**AIM**
Identify the lines containing the word "this". Copy each one.

**DATA LINES**
^^^^

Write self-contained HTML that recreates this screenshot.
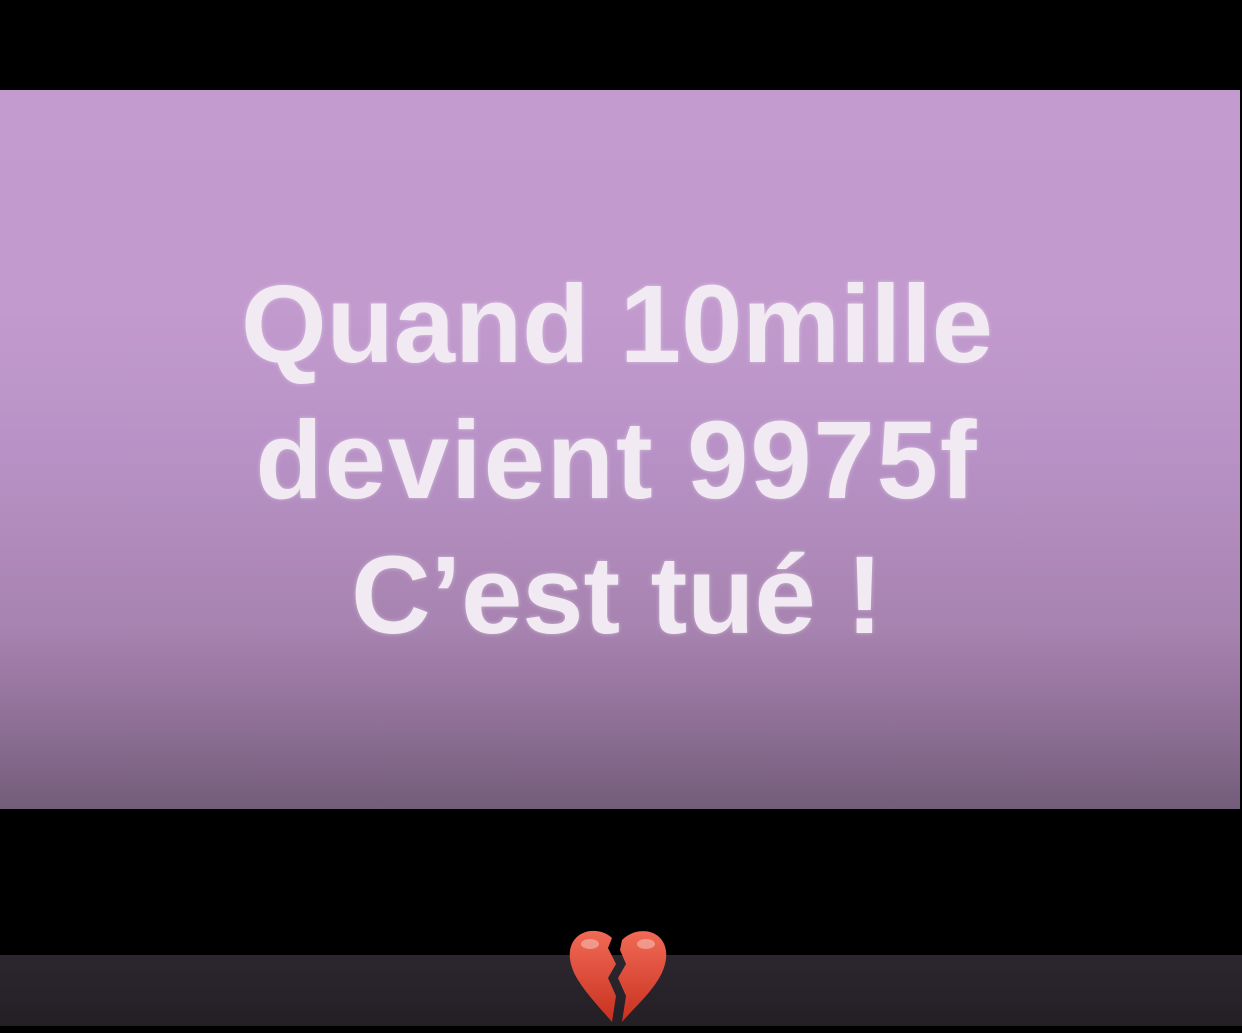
<!DOCTYPE html>
<html><head><meta charset="utf-8"><style>
html,body{margin:0;padding:0;background:#000;width:1242px;height:1033px;overflow:hidden;position:relative}
.card{position:absolute;left:0;top:90px;width:1240px;height:719px;
background:linear-gradient(180deg,#c39bcf 0%,#c29ace 30%,#b892c6 50%,#a783b0 75%,#8f6f96 88%,#725d7a 100%)}
.t{position:absolute;left:0;width:1240px;text-align:center;color:#f2eaf3;font-family:"Liberation Sans",sans-serif;font-weight:bold;font-size:110px;line-height:1;text-shadow:0 0 4px rgba(255,255,255,.4)}
.band{position:absolute;left:0;top:955px;width:1242px;height:71px;background:linear-gradient(180deg,#2c272e,#231f25)}
</style></head><body>
<div class="card"></div>
<div class="t" style="top:270px;left:-3px">Quand 10mille</div>
<div class="t" style="top:406px;left:-3px;letter-spacing:2px">devient 9975f</div>
<div class="t" style="top:541px;left:-3px">C’est tué !</div>
<div class="band"></div>
<svg style="position:absolute;left:566px;top:928px" width="104" height="96" viewBox="0 0 104 96">
<defs><linearGradient id="g" x1="0" y1="0" x2="0" y2="1"><stop offset="0" stop-color="#f06a55"/><stop offset="1" stop-color="#c9301f"/></linearGradient></defs>
<path d="M46 10 C38 2 22 0 12 8 C0 18 2 36 12 52 C22 68 36 82 46 94 L50 68 L42 50 L50 36 L42 20 Z" fill="url(#g)"/>
<path d="M56 12 C66 2 82 0 92 8 C104 18 102 36 92 52 C82 68 66 82 56 94 L60 68 L52 50 L60 36 L54 22 Z" fill="url(#g)"/>
<ellipse cx="24" cy="16" rx="9" ry="5" fill="#fff" opacity=".35"/>
<ellipse cx="80" cy="16" rx="9" ry="5" fill="#fff" opacity=".35"/>
</svg>
</body></html>
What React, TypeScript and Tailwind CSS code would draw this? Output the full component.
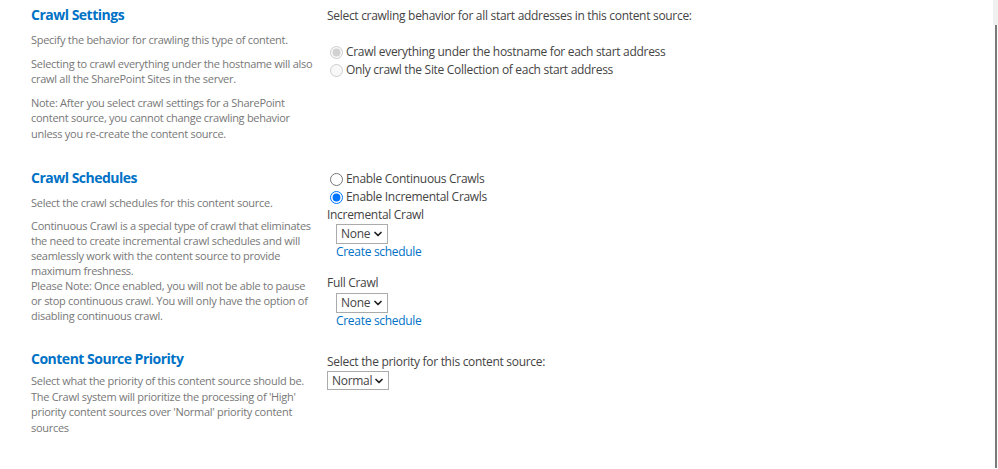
import { ChevronDown } from "lucide-react";

const FONT = { fontFamily: '"Open Sans", "Noto Sans", sans-serif' };

function Heading({ children }: { children: React.ReactNode }) {
  return (
    <h3 className="text-[14px] leading-[22px] font-bold tracking-[-0.5px] text-[#0072c6]">
      {children}
    </h3>
  );
}

function Desc({ children, first }: { children: React.ReactNode; first?: boolean }) {
  return (
    <p
      className={`text-[11px] leading-[15.5px] tracking-[-0.28px] text-[#777777] ${first ? "mt-[6px]" : "mt-[8px]"}`}
    >
      {children}
    </p>
  );
}

function FakeSelect({ value, className }: { value: string; className?: string }) {
  return (
    <div
      className={`flex items-center justify-between border border-[#ababab] bg-white pl-[4px] pr-[3px] text-[12px] text-[#444444] ${className ?? ""}`}
    >
      <span>{value}</span>
      <ChevronDown className="size-[12px]" strokeWidth={3.5} color="#222" />
    </div>
  );
}

function Radio({
  label,
  checked,
  disabled,
  name,
}: {
  label: string;
  checked?: boolean;
  disabled?: boolean;
  name: string;
}) {
  return (
    <label className="flex h-[18px] items-center gap-[3px] pl-[3px]">
      <input
        type="radio"
        name={name}
        defaultChecked={checked}
        disabled={disabled}
        className="m-0 size-[13px]"
      />
      <span>{label}</span>
    </label>
  );
}

export default function App() {
  return (
    <div className="flex h-[469px] w-full bg-white" style={FONT}>
      <main className="flex flex-1 flex-col">
        {/* Crawl Settings */}
        <section className="flex pt-[4px] pb-[22px]">
          <div className="ml-[31px] w-[284px]">
            <Heading>Crawl Settings</Heading>
            <Desc first>Specify the behavior for crawling this type of content.</Desc>
            <Desc>
              Selecting to crawl everything under the hostname will also crawl all the
              SharePoint Sites in the server.
            </Desc>
            <Desc>
              Note: After you select crawl settings for a SharePoint content source, you
              cannot change crawling behavior unless you re-create the content source.
            </Desc>
          </div>
          <div className="ml-[12px] pt-[3px] text-[12px] leading-[18px] tracking-[-0.3px] text-[#444444]">
            <p>Select crawling behavior for all start addresses in this content source:</p>
            <div className="mt-[18px] flex flex-col">
              <Radio name="scope" label="Crawl everything under the hostname for each start address" checked disabled />
              <Radio name="scope" label="Only crawl the Site Collection of each start address" disabled />
            </div>
          </div>
        </section>

        {/* Crawl Schedules */}
        <section className="flex pt-[4px] pb-[14px]">
          <div className="ml-[31px] w-[284px]">
            <Heading>Crawl Schedules</Heading>
            <Desc first>Select the crawl schedules for this content source.</Desc>
            <p className="mt-[7px] text-[11px] leading-[15px] tracking-[-0.28px] text-[#777777]">
              Continuous Crawl is a special type of crawl that eliminates the need to create
              incremental crawl schedules and will seamlessly work with the content source to
              provide maximum freshness.
              <br />
              Please Note: Once enabled, you will not be able to pause
              <br />
              or stop continuous crawl. You will only have the option of disabling continuous
              crawl.
            </p>
          </div>
          <div className="ml-[12px] pt-[3px] text-[12px] leading-[18px] tracking-[-0.3px] text-[#444444]">
            <Radio name="mode" label="Enable Continuous Crawls" />
            <Radio name="mode" label="Enable Incremental Crawls" checked />
            <p>Incremental Crawl</p>
            <FakeSelect value="None" className="ml-[9px] h-[20px] w-[52px]" />
            <a href="#" className="-mt-[1px] ml-[9px] block text-[#0072c6]">
              Create schedule
            </a>
            <p className="mt-[13px]">Full Crawl</p>
            <FakeSelect value="None" className="ml-[9px] mt-[1px] h-[20px] w-[52px]" />
            <a href="#" className="-mt-[1px] ml-[9px] block text-[#0072c6]">
              Create schedule
            </a>
          </div>
        </section>

        {/* Content Source Priority */}
        <section className="flex pt-[4px]">
          <div className="ml-[31px] w-[284px]">
            <Heading>Content Source Priority</Heading>
            <p className="mt-[3px] text-[11px] leading-[15.5px] tracking-[-0.28px] text-[#777777]">
              Select what the priority of this content source should be. The Crawl system
              will prioritize the processing of 'High' priority content sources over
              'Normal' priority content sources
            </p>
          </div>
          <div className="ml-[12px] pt-[5px] text-[12px] leading-[18px] tracking-[-0.3px] text-[#444444]">
            <p>Select the priority for this content source:</p>
            <FakeSelect value="Normal" className="h-[19px] w-[62px]" />
          </div>
        </section>
      </main>

      <aside className="flex w-[5px] flex-col bg-[#fcfcfc]">
        <div className="h-[25px] bg-[#f0f0f0]" />
        <div className="flex-1 pb-[1px]">
          <div className="ml-[2px] h-full w-[2px] bg-[#7a7a7a]" />
        </div>
      </aside>
    </div>
  );
}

^^^^

**TASK RESPONSE**
Write self-contained HTML that recreates this screenshot.
What React, TypeScript and Tailwind CSS code would draw this? Output the full component.
            <Desc first>Specify the behavior for crawling this type of content.</Desc>
            <p>Select crawling behavior for all start addresses in this content source:</p>
            <Desc first>Select the crawl schedules for this content source.</Desc>
              Select what the priority of this content source should be. The Crawl system
            <p>Select the priority for this content source:</p>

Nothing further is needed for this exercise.